***** Given material *****
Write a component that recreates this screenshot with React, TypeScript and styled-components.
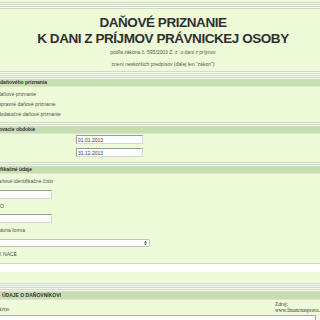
import React from "react";
import styled, { createGlobalStyle } from "styled-components";

const GlobalStyle = createGlobalStyle`
  html, body {
    margin: 0;
    padding: 0;
    background: #eefbd8;
    overflow: hidden;
  }
  body {
    font-family: "Liberation Sans", Arial, sans-serif;
  }
`;

// the form is scrolled a bit to the right, so its left edge is off screen
const Page = styled.div`
  width: 358px;
  margin-left: -16px;
  padding-top: 2px;
  color: #4a4a4a;
`;

const Stripes = styled.div<{ $h?: number }>`
  height: ${(p) => p.$h ?? 4}px;
  background: repeating-linear-gradient(
    to bottom,
    #d3dac9 0 1px,
    #f3f8ec 1px 2px
  );
`;

const TitleBlock = styled.header`
  text-align: center;
  padding: 5.5px 0 4px;
`;

const Title = styled.h1`
  margin: 0;
  font-size: 13.5px;
  line-height: 16px;
  font-weight: 700;
  color: #2f2f2f;
  letter-spacing: -0.45px;
`;

const Sub = styled.p<{ $gap: number }>`
  margin: ${(p) => p.$gap}px 0 0;
  font-size: 5px;
  line-height: 6px;
  color: #555;
`;

const Band = styled.h2<{ $indent?: number; $caps?: boolean }>`
  margin: 0;
  height: 7px;
  padding-left: ${(p) => p.$indent ?? 3}px;
  background: #c6deb1;
  border-bottom: 1px solid #dce6d0;
  font-size: 5px;
  line-height: 7px;
  font-weight: 700;
  color: #333;
  white-space: nowrap;
  text-transform: ${(p) => (p.$caps ? "uppercase" : "none")};
`;

const Choices = styled.div`
  padding: 2px 0 3px;
`;

const Choice = styled.label`
  display: flex;
  align-items: center;
  gap: 4px;
  height: 10px;
  padding-left: 4px;
  font-size: 5px;
  color: #505050;
`;

const Radio = styled.span`
  width: 6px;
  height: 6px;
  border-radius: 50%;
  border: 1px solid #999;
  background: #fff;
  box-sizing: border-box;
`;

const Period = styled.div`
  display: flex;
  flex-direction: column;
  gap: 4px;
  padding: 1px 0 5px 92px;
`;

const TextInput = styled.input<{ $w: number }>`
  display: block;
  box-sizing: border-box;
  width: ${(p) => p.$w}px;
  height: 9px;
  margin: 0;
  padding: 0 1px;
  border: 1px solid;
  border-color: #9d9d9d #d6d6d6 #d6d6d6 #9d9d9d;
  background: #fff;
  font-family: "Liberation Sans", Arial, sans-serif;
  font-size: 5px;
  color: #333;
  outline: none;
`;

const Fields = styled.div`
  padding: 0 0 11px 11px;
`;

const Field = styled.div`
  display: flex;
  flex-direction: column;
  align-items: flex-start;
  gap: 5.5px;
  padding-top: 4px;
`;

const FieldLabel = styled.span`
  font-size: 5px;
  line-height: 6px;
  color: #505050;
  white-space: nowrap;
`;

const Select = styled.div`
  box-sizing: border-box;
  width: 155px;
  height: 8.5px;
  border: 1px solid #c4c4c4;
  border-radius: 2px;
  background: #fff;
  display: flex;
  align-items: center;
  justify-content: flex-end;
  padding-right: 2px;
`;

const WideInput = styled.div`
  box-sizing: border-box;
  align-self: stretch;
  height: 9px;
  border-top: 1px solid #cfd3c9;
  background: #fff;
`;

const NameRow = styled.div`
  display: grid;
  grid-template-columns: 291px 1fr;
  align-items: start;
`;

const NameLabel = styled.span`
  margin-top: 6px;
  padding-left: 11px;
  font-size: 5px;
  line-height: 6px;
  color: #505050;
`;

const Source = styled.div`
  margin-top: 2.5px;
  font-family: "Liberation Serif", "Times New Roman", serif;
  font-size: 5.2px;
  line-height: 5.5px;
  color: #333;
  white-space: nowrap;
`;

const NameBox = styled.div`
  box-sizing: border-box;
  margin: 2px 0 0 12px;
  width: 320px;
  height: 20px;
  border: 1px solid #a9a9a9;
  background: #fff;
`;

const Arrow = () => (
  <svg width="3" height="4" viewBox="0 0 3 4">
    <path d="M0 1.6 L1.5 0 L3 1.6 Z M0 2.4 L1.5 4 L3 2.4 Z" fill="#333" />
  </svg>
);

const returnTypes = [
  "daňové priznanie",
  "opravné daňové priznanie",
  "dodatočné daňové priznanie",
];

export default function App() {
  return (
    <>
      <GlobalStyle />
      <Page>
        <Stripes $h={7} />
        <TitleBlock>
          <Title>
            DAŇOVÉ PRIZNANIE
            <br />K DANI Z PRÍJMOV PRÁVNICKEJ OSOBY
          </Title>
          <Sub $gap={2.5}>podľa zákona č. 595/2003 Z. z. o dani z príjmov</Sub>
          <Sub $gap={6}>znení neskorších predpisov (ďalej len "zákon")</Sub>
        </TitleBlock>

        <Stripes $h={8} />
        <Band>Druh daňového priznania</Band>
        <Choices>
          {returnTypes.map((t) => (
            <Choice key={t}>
              <Radio />
              {t}
            </Choice>
          ))}
        </Choices>

        <Stripes />
        <Band>Zdaňovacie obdobie</Band>
        <Period>
          <TextInput $w={67} defaultValue="01.01.2013" />
          <TextInput $w={67} defaultValue="31.12.2013" />
        </Period>

        <Stripes />
        <Band>Identifikačné údaje</Band>
        <Fields>
          <Field>
            <FieldLabel>Daňové identifikačné číslo</FieldLabel>
            <TextInput $w={57} />
          </Field>
          <Field>
            <FieldLabel>IČO</FieldLabel>
            <TextInput $w={57} />
          </Field>
          <Field>
            <FieldLabel>Právna forma</FieldLabel>
            <Select>
              <Arrow />
            </Select>
          </Field>
          <Field>
            <FieldLabel>SK NACE</FieldLabel>
            <WideInput />
          </Field>
        </Fields>

        <Stripes $h={9} />
        <Band $indent={18} $caps>
          Údaje o daňovníkovi
        </Band>
        <NameRow>
          <NameLabel>Názov</NameLabel>
          <Source>
            Zdroj:
            <br />
            www.financnasprava.sk
          </Source>
        </NameRow>
        <NameBox />
      </Page>
    </>
  );
}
*****
Exercise prompt - Reproduce the data verbatim. Do not carry any picture into the copy.

Expected answer -
Write a component that recreates this screenshot with React, TypeScript and styled-components.
import React from "react";
import styled, { createGlobalStyle } from "styled-components";

const GlobalStyle = createGlobalStyle`
  html, body {
    margin: 0;
    padding: 0;
    background: #eefbd8;
    overflow: hidden;
  }
  body {
    font-family: "Liberation Sans", Arial, sans-serif;
  }
`;

// the form is scrolled a bit to the right, so its left edge is off screen
const Page = styled.div`
  width: 358px;
  margin-left: -16px;
  padding-top: 2px;
  color: #4a4a4a;
`;

const Stripes = styled.div<{ $h?: number }>`
  height: ${(p) => p.$h ?? 4}px;
  background: repeating-linear-gradient(
    to bottom,
    #d3dac9 0 1px,
    #f3f8ec 1px 2px
  );
`;

const TitleBlock = styled.header`
  text-align: center;
  padding: 5.5px 0 4px;
`;

const Title = styled.h1`
  margin: 0;
  font-size: 13.5px;
  line-height: 16px;
  font-weight: 700;
  color: #2f2f2f;
  letter-spacing: -0.45px;
`;

const Sub = styled.p<{ $gap: number }>`
  margin: ${(p) => p.$gap}px 0 0;
  font-size: 5px;
  line-height: 6px;
  color: #555;
`;

const Band = styled.h2<{ $indent?: number; $caps?: boolean }>`
  margin: 0;
  height: 7px;
  padding-left: ${(p) => p.$indent ?? 3}px;
  background: #c6deb1;
  border-bottom: 1px solid #dce6d0;
  font-size: 5px;
  line-height: 7px;
  font-weight: 700;
  color: #333;
  white-space: nowrap;
  text-transform: ${(p) => (p.$caps ? "uppercase" : "none")};
`;

const Choices = styled.div`
  padding: 2px 0 3px;
`;

const Choice = styled.label`
  display: flex;
  align-items: center;
  gap: 4px;
  height: 10px;
  padding-left: 4px;
  font-size: 5px;
  color: #505050;
`;

const Radio = styled.span`
  width: 6px;
  height: 6px;
  border-radius: 50%;
  border: 1px solid #999;
  background: #fff;
  box-sizing: border-box;
`;

const Period = styled.div`
  display: flex;
  flex-direction: column;
  gap: 4px;
  padding: 1px 0 5px 92px;
`;

const TextInput = styled.input<{ $w: number }>`
  display: block;
  box-sizing: border-box;
  width: ${(p) => p.$w}px;
  height: 9px;
  margin: 0;
  padding: 0 1px;
  border: 1px solid;
  border-color: #9d9d9d #d6d6d6 #d6d6d6 #9d9d9d;
  background: #fff;
  font-family: "Liberation Sans", Arial, sans-serif;
  font-size: 5px;
  color: #333;
  outline: none;
`;

const Fields = styled.div`
  padding: 0 0 11px 11px;
`;

const Field = styled.div`
  display: flex;
  flex-direction: column;
  align-items: flex-start;
  gap: 5.5px;
  padding-top: 4px;
`;

const FieldLabel = styled.span`
  font-size: 5px;
  line-height: 6px;
  color: #505050;
  white-space: nowrap;
`;

const Select = styled.div`
  box-sizing: border-box;
  width: 155px;
  height: 8.5px;
  border: 1px solid #c4c4c4;
  border-radius: 2px;
  background: #fff;
  display: flex;
  align-items: center;
  justify-content: flex-end;
  padding-right: 2px;
`;

const WideInput = styled.div`
  box-sizing: border-box;
  align-self: stretch;
  height: 9px;
  border-top: 1px solid #cfd3c9;
  background: #fff;
`;

const NameRow = styled.div`
  display: grid;
  grid-template-columns: 291px 1fr;
  align-items: start;
`;

const NameLabel = styled.span`
  margin-top: 6px;
  padding-left: 11px;
  font-size: 5px;
  line-height: 6px;
  color: #505050;
`;

const Source = styled.div`
  margin-top: 2.5px;
  font-family: "Liberation Serif", "Times New Roman", serif;
  font-size: 5.2px;
  line-height: 5.5px;
  color: #333;
  white-space: nowrap;
`;

const NameBox = styled.div`
  box-sizing: border-box;
  margin: 2px 0 0 12px;
  width: 320px;
  height: 20px;
  border: 1px solid #a9a9a9;
  background: #fff;
`;

const Arrow = () => (
  <svg width="3" height="4" viewBox="0 0 3 4">
    <path d="M0 1.6 L1.5 0 L3 1.6 Z M0 2.4 L1.5 4 L3 2.4 Z" fill="#333" />
  </svg>
);

const returnTypes = [
  "daňové priznanie",
  "opravné daňové priznanie",
  "dodatočné daňové priznanie",
];

export default function App() {
  return (
    <>
      <GlobalStyle />
      <Page>
        <Stripes $h={7} />
        <TitleBlock>
          <Title>
            DAŇOVÉ PRIZNANIE
            <br />K DANI Z PRÍJMOV PRÁVNICKEJ OSOBY
          </Title>
          <Sub $gap={2.5}>podľa zákona č. 595/2003 Z. z. o dani z príjmov</Sub>
          <Sub $gap={6}>znení neskorších predpisov (ďalej len "zákon")</Sub>
        </TitleBlock>

        <Stripes $h={8} />
        <Band>Druh daňového priznania</Band>
        <Choices>
          {returnTypes.map((t) => (
            <Choice key={t}>
              <Radio />
              {t}
            </Choice>
          ))}
        </Choices>

        <Stripes />
        <Band>Zdaňovacie obdobie</Band>
        <Period>
          <TextInput $w={67} defaultValue="01.01.2013" />
          <TextInput $w={67} defaultValue="31.12.2013" />
        </Period>

        <Stripes />
        <Band>Identifikačné údaje</Band>
        <Fields>
          <Field>
            <FieldLabel>Daňové identifikačné číslo</FieldLabel>
            <TextInput $w={57} />
          </Field>
          <Field>
            <FieldLabel>IČO</FieldLabel>
            <TextInput $w={57} />
          </Field>
          <Field>
            <FieldLabel>Právna forma</FieldLabel>
            <Select>
              <Arrow />
            </Select>
          </Field>
          <Field>
            <FieldLabel>SK NACE</FieldLabel>
            <WideInput />
          </Field>
        </Fields>

        <Stripes $h={9} />
        <Band $indent={18} $caps>
          Údaje o daňovníkovi
        </Band>
        <NameRow>
          <NameLabel>Názov</NameLabel>
          <Source>
            Zdroj:
            <br />
            www.financnasprava.sk
          </Source>
        </NameRow>
        <NameBox />
      </Page>
    </>
  );
}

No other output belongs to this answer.